Good credit screening is also your first line of defense against the most expensive landlord problem: a tenant you have to remove. If it ever comes to that, our guide to evictions in Clark County explains the legal process — but a sound minimum-score policy up front is how you avoid it.
Let VPMG Handle Screening the Right Way
VPMG Property Management runs thorough, Fair Housing-compliant tenant screening on every Vancouver, WA rental we manage — credit, income verification, rental history, and the required Washington disclosures and adverse action notices handled for you. Reach us at (360) 803-2002 or info@vancouverpmg.com for an instant rental analysis. New to renting out a property? Start with our tips for first-time landlords and see our pricing.
VPMG's Recommendation
For most Vancouver, WA landlords, a minimum credit score of around 620–650 is a solid, defensible baseline — pushing toward 650–680 for single-family homes — with room for applicants who show strong income and a clean rental history. The goal isn't to filter by a number; it's to find reliable, responsible tenants while staying fully compliant. Want help setting and enforcing a policy that holds up? Contact us or learn more about VPMG.
Frequently Asked Questions
What credit score do you need to rent an apartment?
There's no universal legal minimum, but most managed apartment communities look for about 620–650 to approve without extra conditions. Many will still approve scores in the 580–619 range with a larger deposit, a co-signer, or proof of strong income. Luxury or high-demand buildings often want 700 or higher.

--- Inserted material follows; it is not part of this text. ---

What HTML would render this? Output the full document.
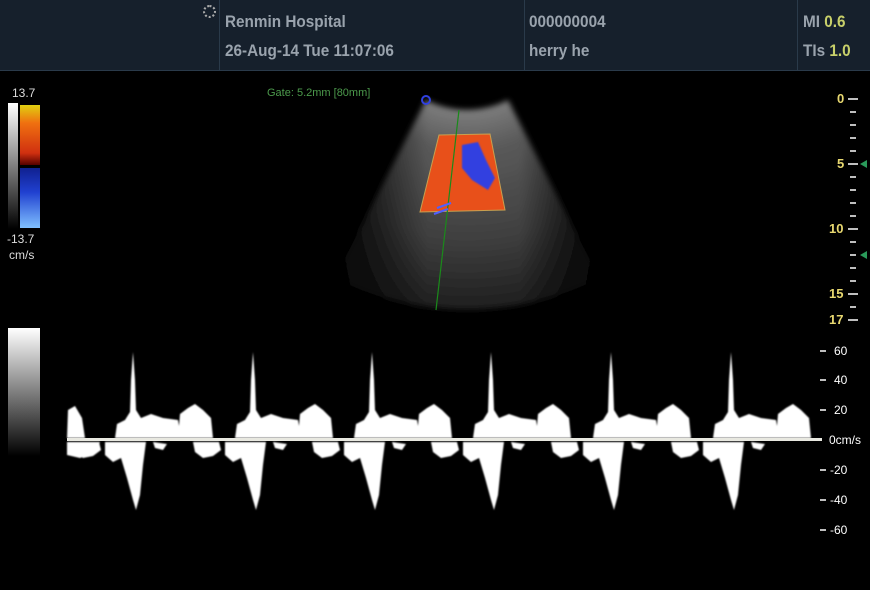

What credit score do you need to rent a house?
Single-family homes typically require a slightly higher score than apartments, usually around 640–680, because the landlord is trusting one tenant with a whole property at higher rent. A clean rental history and income near 3x the rent can offset a score in the low 600s with many private landlords and property managers.
Is 650 a good credit score for renting?
Yes. A 650 sits right at the average for U.S. renters and clears the typical 620–650 threshold most landlords use. It's considered fair-to-good for rental purposes and is approved by the large majority of apartments and many single-family rentals, especially with steady income and no eviction history.
What credit score should a landlord require from tenants?
For most Vancouver, WA rentals, around 620–650 is a reasonable, defensible baseline, with flexibility for applicants who show strong income and clean rental history. Set the number based on property type and market, write it down before you advertise, and apply it consistently to every applicant to stay Fair Housing compliant.
Can you rent with bad credit or no credit?
Often, yes. Applicants with low or thin credit can frequently still qualify with a co-signer or guarantor, a larger security deposit, rent paid up front where allowed, or documented income at 3x the rent. A solid record of on-time rent often matters more to a landlord than the score itself.
What is the 3x rent rule?
It's a common screening guideline that a tenant's gross monthly income should be at least three times the monthly rent — about $6,000 in gross income for a $2,000 rental. It's a rule of thumb, not a legal requirement, and many landlords flex it for applicants with savings, a co-signer, or excellent credit.